For the past 24 hours or so, I have been sitting with an uncomfortable feeling. This feeling was brought on by a typical interchange that happens in our society. A back and forth communication. Nothing special.
Yet the pure mundanity of it in and of itself is partially what I find so disturbing. The fact that it is not considered special, that it happens so often without deeper reflection is disconcerting; it is evidence of a trend in a society toward spending much of our time in our own, protective bubbles, a virtual world.
I have been on both sides of the exchange. I might be even go so far as to say that there are no sides.
In my reflections, I have realized that I experience something relatively similar to this most recent event nearly every day.
I believe that these events pass with relatively little incidence as a result in part to the choices—how to respond or to simply not respond at all.
With practice, I am now able to stay relatively calm in highly tense, verbally violent situations. I may weep later, but in the moment I keep my feet firmly grounded. I tend to apologize for my part in situations that have grown heated for one reason or another. I despise the feeling that is inspired by such exchanges so greatly that I would prefer to talk it through, apologize, and clear the air than to hold onto the anger energy any longer than I have to.
Let me say right now, I am not the most easy-going person. I am incredibly sensitive. I take things very personally. I agonize over instances or things I have done that may have caused pain to another being.
Let me also tell you that I am not perfect, unless you consider imperfection as perfection. I am impatient. When put on the defensive, I can easily response in kind. I learn quickly how to push people’s buttons, and I do it. Sometimes, I take a devilish kind of joy in doing it, though later I often feel guilty.
I have learned over several decades of the importance of choosing one’s battles. Life is short, and I have wasted a lot of time, energy, and anxiety over situations and individuals with whom a battle can never be won.
In recent years, I have started to rethink what it means to “win” or “lose” these battles and if this is even the right kind of language to be using.
I recall a friend in Alaska offering advice to me. He was familiar with my predicament, having experienced his own version. He said to me, “Marieke, you always need to have an exit strategy.”
I took his advice literally only a few months later, after combining it with advice from another friend, who told me, “play their game; make them think they have reassimilated you; then, get the hell out of there on your own terms while you are in good standing. They can’t touch you then.”
I wanted to communicate the hurt I had felt from being mistreated, alienated, and wrongfully identified as a “problem.” I did not feel like I had been the problem at all, especially after learning from others who had experienced something similar that I was simply one of a long line of individuals who were treated in such a way that they eventually gave up the fight and went elsewhere in search of a more supportive environment.
Instead, I said nothing and simply disappeared.
Perhaps, this choice could be considered a “forfeit.”
The emotional battle continued long after my physical forfeit. I could not let go of the anger I felt from this injustice. I wrote about it at length and talked to family and friends.

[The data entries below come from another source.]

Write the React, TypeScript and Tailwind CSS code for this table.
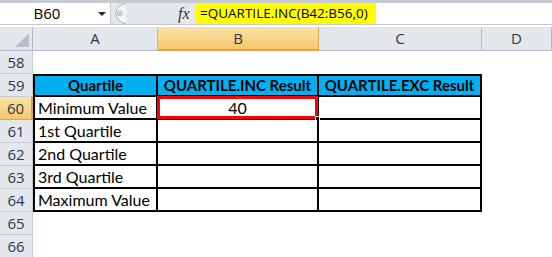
import React from 'react';

interface RowData {
  num: number;
  a?: string;
  b?: string;
  c?: string;
  header?: boolean;
  inTable?: boolean;
}

const rows: RowData[] = [
  { num: 58 },
  { num: 59, a: 'Quartile', b: 'QUARTILE.INC Result', c: 'QUARTILE.EXC Result', header: true, inTable: true },
  { num: 60, a: 'Minimum Value', b: '40', inTable: true },
  { num: 61, a: '1st Quartile', inTable: true },
  { num: 62, a: '2nd Quartile', inTable: true },
  { num: 63, a: '3rd Quartile', inTable: true },
  { num: 64, a: 'Maximum Value', inTable: true },
  { num: 65 },
  { num: 66 },
];

const cellFont = { fontFamily: 'Lato, "Open Sans", sans-serif' };

const FormulaBar: React.FC = () => (
  <div className="flex h-[25px] border-t-[3px] border-b border-[#c6cbd2] bg-white">
    {/* Name box */}
    <div className="relative flex w-[111px] items-center border-r border-[#c6cbd2]">
      <span className="w-[94px] text-center text-[15px] text-black" style={{ fontFamily: '"Open Sans", sans-serif' }}>
        B60
      </span>
      <svg width="8" height="5" viewBox="0 0 8 5" className="absolute left-[98px] top-[9px]">
        <path d="M0 0 H8 L4 4 Z" fill="#222" />
      </svg>
    </div>
    {/* Grip + fx */}
    <div className="relative flex w-[85px] items-center bg-[#e4e7eb]">
      <svg width="16" height="21" viewBox="0 0 16 21" className="absolute left-0 top-0">
        <path d="M15 0.5 A10 10 0 0 0 15 20.5" fill="#f4f5f7" stroke="#a9b0b9" />
        <circle cx="9" cy="10.5" r="3" fill="#c9cdd3" />
      </svg>
      <span
        className="absolute left-[67px] text-[16px] italic text-[#333]"
        style={{ fontFamily: '"Liberation Serif", serif' }}
      >
        fx
      </span>
    </div>
    {/* Formula input */}
    <div className="flex flex-1 items-stretch bg-white">
      <div
        className="flex w-[180px] items-center bg-[#ffff00] pl-[4px] text-[13.5px] text-black"
        style={{ fontFamily: '"Open Sans", sans-serif' }}
      >
        =QUARTILE.INC(B42:B56,0)
      </div>
    </div>
  </div>
);

const ColumnHeaders: React.FC = () => {
  const cols = [
    { label: 'A', w: 'w-[125px]' },
    { label: 'B', w: 'w-[161px]', active: true },
    { label: 'C', w: 'w-[163px]' },
    { label: 'D', w: 'flex-1' },
  ];
  return (
    <div className="flex h-[24px]" style={{ fontFamily: '"Open Sans", sans-serif' }}>
      <div className="relative w-[33px] border-r border-b border-[#b6bdc6] bg-[#e4e7eb]">
        <svg width="14" height="14" viewBox="0 0 14 14" className="absolute right-[3px] bottom-[3px]">
          <path d="M14 0 V14 H0 Z" fill="#b9bfc7" />
        </svg>
      </div>
      {cols.map((c) =>
        c.active ? (
          <div
            key={c.label}
            className={`${c.w} flex items-center justify-center border-r border-b-2 border-[#e3a546] bg-gradient-to-b from-[#fbe2a6] to-[#f4c86d] text-[15px] text-[#283a52]`}
          >
            {c.label}
          </div>
        ) : (
          <div
            key={c.label}
            className={`${c.w} flex items-center justify-center border-r border-b border-[#b6bdc6] bg-[#e4e7eb] text-[15px] text-[#283a52]`}
          >
            {c.label}
          </div>
        )
      )}
    </div>
  );
};

const SheetRow: React.FC<{ row: RowData }> = ({ row }) => {
  const active = row.num === 60;
  const t = row.inTable;
  const top = row.header ? 'border-t-2' : '';
  const base = t ? `border-b-2 border-r-2 border-black ${top}` : '';
  const fill = row.header ? 'bg-[#00b0f0] font-bold text-[15px]' : 'bg-white text-[16px]';

  return (
    <div className="flex h-[23px]">
      <div
        className={
          active
            ? 'flex w-[33px] items-center justify-center border-r-2 border-b border-[#e3a546] bg-gradient-to-b from-[#fbe2a6] to-[#f4c86d] text-[15px] text-[#283a52]'
            : 'flex w-[33px] items-center justify-center border-r border-b border-[#c6ccd4] bg-[#e4e7eb] text-[15px] text-[#283a52]'
        }
        style={{ fontFamily: '"Open Sans", sans-serif' }}
      >
        {row.num}
      </div>
      <div
        className={`flex w-[125px] items-center ${t ? `border-l-2 ${base} ${fill}` : ''} ${
          row.header ? 'justify-center' : 'pl-[3px]'
        } text-black`}
        style={cellFont}
      >
        {row.a}
      </div>
      <div
        className={`relative flex w-[161px] items-center justify-center ${t ? `${base} ${fill}` : ''} text-black`}
        style={cellFont}
      >
        {row.b}
        {active && (
          <>
            <div className="pointer-events-none absolute -top-[1px] -left-[1px] -right-[1px] -bottom-[1px] border-[3px] border-[#ff0000]" />
            <div className="absolute -right-[3px] -bottom-[3px] h-[5px] w-[5px] border border-white bg-black" />
          </>
        )}
      </div>
      <div
        className={`flex w-[163px] items-center justify-center ${t ? `${base} ${fill}` : ''} text-black`}
        style={cellFont}
      >
        {row.c}
      </div>
      <div className="flex-1 bg-white" />
    </div>
  );
};

export default function App() {
  return (
    <div className="h-[257px] w-[552px] overflow-hidden bg-white">
      <FormulaBar />
      <div className="h-[2px] bg-white" />
      <ColumnHeaders />
      {rows.map((r) => (
        <SheetRow key={r.num} row={r} />
      ))}
    </div>
  );
}
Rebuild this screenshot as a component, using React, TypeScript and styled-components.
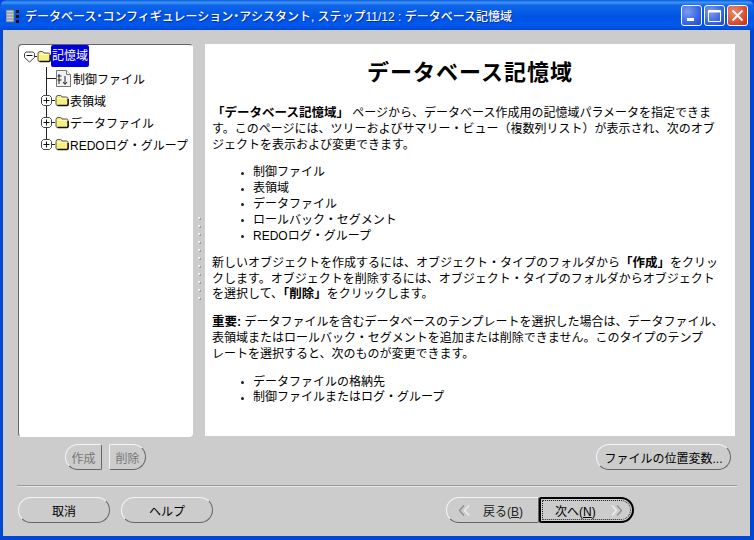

When I said I was still frustrated and angry, a friend said to me, “Oh yeah? How is that working for ya?”
Slowly, I began to realize that I was wasting my energy on people who did not deserve my time, at least not in this unproductive way. As long as I insisted on holding onto my anger, I was keeping both my self and those I felt wrong by in prison together.
Truly, the world does not need any anger perpetuated. There is enough bouncing around already.
In my most recent discomfort, I spoke to a wise friend, who told me this:
At times, life can feel like a ping pong game ball with balls filled with fear. In this game called life, we throw these balls back and forth at each other. It would seem that the object of the game is to keep the balls in play. The easiest thing to do when a ball of fear is thrown at you is to react and throw the fear ball back. The real object of the game is to not perpetuate fear by responding to an attack. The spiritual response is to recognize that you do not have to respond to an attack at all. You can simply take the ball out of play.
While there is a part of me that wishes to push every possible button out of a desire for sweet vengeance, I know that this will not bring me peace or happiness.
So, my desire is to drop the ball and put an emotionally safe distance between this person and me. I really want no part in whatever dysfunction or unhappiness caused someone to forget that I am a person with feelings and to find temporary respite from whatever they may be struggling with in their own life by lashing out with aggression.
An apology would be nice; I have to say that I nearly always feel better making peace with someone for whatever misunderstanding or miscommunication led to heightened tension between us.
Somehow I think that the propensity to apologize is derived from self-work. Those who have lashed out at me regularly with some form of aggression, entitlement, violence, etc. may require a great jolt to their system before turning inward toward the kind of deep self-reflection it will take to make a great behavior change. They may experience some deep sadness in this exercise, along with some stormy weather, before there is peace once more.
What I really want from all of this is to return to equilibrium once more, to breathe deeply and sleep peacefully at night.
What I really want is simply to live.